Frequently Asked Questions
Q: How do I find out which of these mistakes my ecommerce website is making?
A: The most effective approach is a comprehensive ecommerce web design audit that evaluates performance, user experience, conversion optimization, and technical SEO simultaneously. Google PageSpeed Insights and Hotjar (for heat mapping and session recording on product and checkout pages) are excellent free tools for self-auditing. Alternatively, AJ SEO Agency offers professional ecommerce website audits that provide a complete, prioritized action plan for improvement.
Q: How much does it typically cost to fix ecommerce design issues?

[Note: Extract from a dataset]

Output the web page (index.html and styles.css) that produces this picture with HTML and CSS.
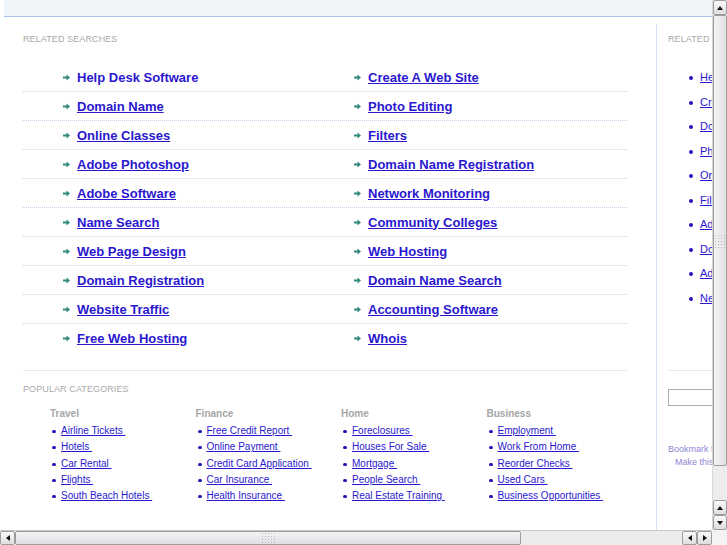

A: The cost varies significantly depending on the age of your store, the platform it was built on (Shopify, WooCommerce, Magento, custom), and the severity of the issues identified. Some fixes — like compressing product images or rewriting CTA copy — can be implemented quickly and inexpensively. Others, like a full mobile checkout redesign or navigation restructure, may require more significant investment. We recommend prioritizing fixes based on their potential impact on your store’s conversion rate and average order value.
Q: Will improving my ecommerce web design really make a measurable difference?
A: Yes — in most cases, the impact is both measurable and significant. Ecommerce conversion rate optimization studies consistently demonstrate that addressing fundamental UX and trust issues can increase completed purchases by 20% to 100% or more, depending on your starting point. For an online store that is already generating meaningful traffic, even a modest improvement in conversion rate translates directly into substantial additional revenue — without increasing your advertising spend.